Producer-Consumer splits work across two roles: one thread generates data, another processes it. A shared buffer sits between them. Neither thread needs to know the other's pace, which is exactly the point.

Benefits

• Decoupling. Producer and consumer run at their own pace. Change the consumer implementation and the producer doesn't care — the buffer absorbs the difference.
• Thread Safety. The shared buffer is the only point of contention. Synchronize that one boundary correctly and you've eliminated the race conditions.
• Backpressure. A bounded queue naturally slows the producer when the consumer can't keep up.

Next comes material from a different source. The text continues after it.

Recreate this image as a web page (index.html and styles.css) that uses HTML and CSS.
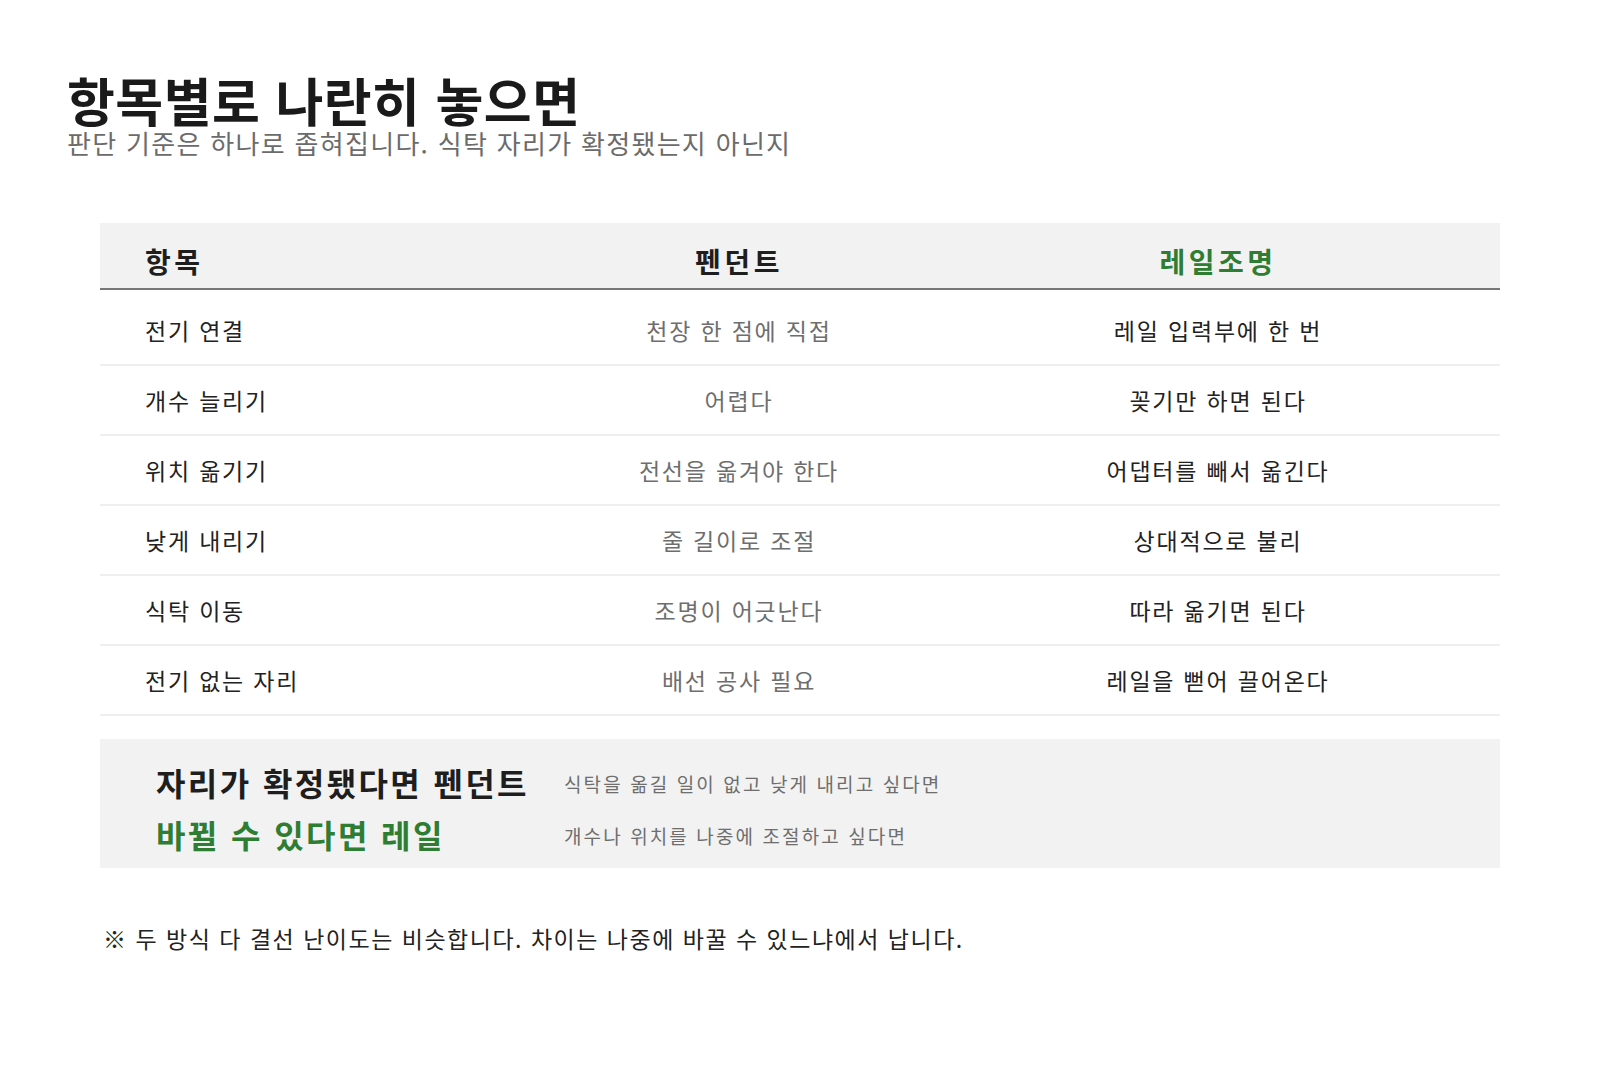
FILE: index.html
```html
<!DOCTYPE html>
<html lang="ko">
<head>
<meta charset="utf-8">
<title>항목별로 나란히 놓으면</title>
<link rel="stylesheet" href="styles.css">
</head>
<body>
<main class="page">
  <h1 class="title">항목별로 나란히 놓으면</h1>
  <p class="subtitle">판단 기준은 하나로 좁혀집니다. 식탁 자리가 확정됐는지 아닌지</p>

  <table class="compare">
    <colgroup>
      <col class="c1"><col class="c2"><col class="c3">
    </colgroup>
    <thead>
      <tr>
        <th class="col-item">항목</th>
        <th class="col-mid">펜던트</th>
        <th class="col-rail">레일조명</th>
      </tr>
    </thead>
    <tbody>
      <tr><td class="col-item">전기 연결</td><td class="col-mid">천장 한 점에 직접</td><td class="col-rail">레일 입력부에 한 번</td></tr>
      <tr><td class="col-item">개수 늘리기</td><td class="col-mid">어렵다</td><td class="col-rail">꽂기만 하면 된다</td></tr>
      <tr><td class="col-item">위치 옮기기</td><td class="col-mid">전선을 옮겨야 한다</td><td class="col-rail">어댑터를 빼서 옮긴다</td></tr>
      <tr><td class="col-item">낮게 내리기</td><td class="col-mid">줄 길이로 조절</td><td class="col-rail">상대적으로 불리</td></tr>
      <tr><td class="col-item">식탁 이동</td><td class="col-mid">조명이 어긋난다</td><td class="col-rail">따라 옮기면 된다</td></tr>
      <tr><td class="col-item">전기 없는 자리</td><td class="col-mid">배선 공사 필요</td><td class="col-rail">레일을 뻗어 끌어온다</td></tr>
    </tbody>
  </table>

  <section class="summary">
    <div class="sum-row">
      <strong class="sum-head">자리가 확정됐다면 펜던트</strong>
      <span class="sum-desc">식탁을 옮길 일이 없고 낮게 내리고 싶다면</span>
    </div>
    <div class="sum-row">
      <strong class="sum-head green">바뀔 수 있다면 레일</strong>
      <span class="sum-desc">개수나 위치를 나중에 조절하고 싶다면</span>
    </div>
  </section>

  <p class="note">※ 두 방식 다 결선 난이도는 비슷합니다. 차이는 나중에 바꿀 수 있느냐에서 납니다.</p>
</main>
</body>
</html>
```

FILE: styles.css
```css
* { box-sizing: border-box; }

html, body {
  margin: 0;
  padding: 0;
  background: #ffffff;
}

body {
  font-family: "Noto Sans CJK KR", "Noto Sans", sans-serif;
  color: #222222;
}

.page {
  padding: 72px 67px 0 67px;
}

.title {
  margin: 0;
  font-size: 52px;
  line-height: 56px;
  font-weight: 700;
  color: #1a1a1a;
  letter-spacing: 0.5px;
}

.subtitle {
  margin: 0;
  font-size: 26px;
  line-height: 30px;
  color: #6b6b6b;
  letter-spacing: 1.3px;
}

.compare {
  margin: 65px 0 0 33px;
  width: 1400px;
  border-collapse: collapse;
  table-layout: fixed;
}

.c1 { width: 442px; }
.c2 { width: 394px; }
.c3 { width: 564px; }

.compare thead tr {
  background: #f2f2f2;
  border-bottom: 2px solid #777777;
}

.compare th {
  height: 66px;
  padding: 10px 0 0 0;
  font-size: 28px;
  line-height: 32px;
  font-weight: 700;
  color: #1e1e1e;
  letter-spacing: 3.5px;
}

.compare td {
  height: 70px;
  padding: 0;
  font-size: 23px;
  line-height: 30px;
  color: #222222;
  border-bottom: 2px solid #efefef;
  letter-spacing: 1.8px;
}

.compare tbody tr:first-child td {
  height: 76px;
  padding-top: 6px;
}

.col-item {
  text-align: left;
  padding-left: 45px !important;
}

.col-mid {
  text-align: center;
}

td.col-mid {
  color: #6e6e6e;
}

.col-rail {
  text-align: center;
}

th.col-rail {
  color: #2e7d32;
}

.summary {
  margin: 23px 0 0 33px;
  width: 1400px;
  height: 129px;
  background: #f2f2f2;
  padding: 20px 56px 0 56px;
  display: flex;
  flex-direction: column;
  gap: 6px;
}

.sum-row {
  display: flex;
  align-items: center;
  height: 46px;
}

.sum-head {
  width: 408px;
  flex: none;
  font-size: 32px;
  line-height: 46px;
  font-weight: 700;
  color: #1e1e1e;
  letter-spacing: 2.4px;
}

.sum-head.green {
  color: #2e7d32;
}

.sum-desc {
  font-size: 19px;
  line-height: 24px;
  color: #6e6e6e;
  padding-top: 4px;
  letter-spacing: 2.1px;
}

.note {
  margin: 54px 0 0 36px;
  font-size: 23px;
  line-height: 32px;
  color: #222222;
  letter-spacing: 1.5px;
}
```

No overproduction, no unbounded memory growth.

Implementation

• BlockingQueue: Java provides BlockingQueue implementations such as ArrayBlockingQueue and LinkedBlockingQueue to implement the Producer-Consumer pattern efficiently.
• Synchronization: Use synchronization primitives like locks, conditions, or semaphores to coordinate access to shared data between producers and consumers.

Best Practices

• Buffer Size: Choose an appropriate buffer size for the BlockingQueue to balance between memory consumption and throughput.
• Error Handling: Implement proper error handling mechanisms to handle exceptions and edge cases gracefully.
• Shutdown: Ensure graceful shutdown of producer and consumer threads to avoid resource leaks and deadlocks.

Conclusion

These three patterns come up repeatedly once you start building anything concurrent in Java. Thread Pool handles the lifecycle cost, Future handles the waiting problem, and Producer-Consumer handles coordination between threads running at different speeds. Get comfortable with all three and you'll recognize the right tool quickly when a concurrency problem lands on your desk.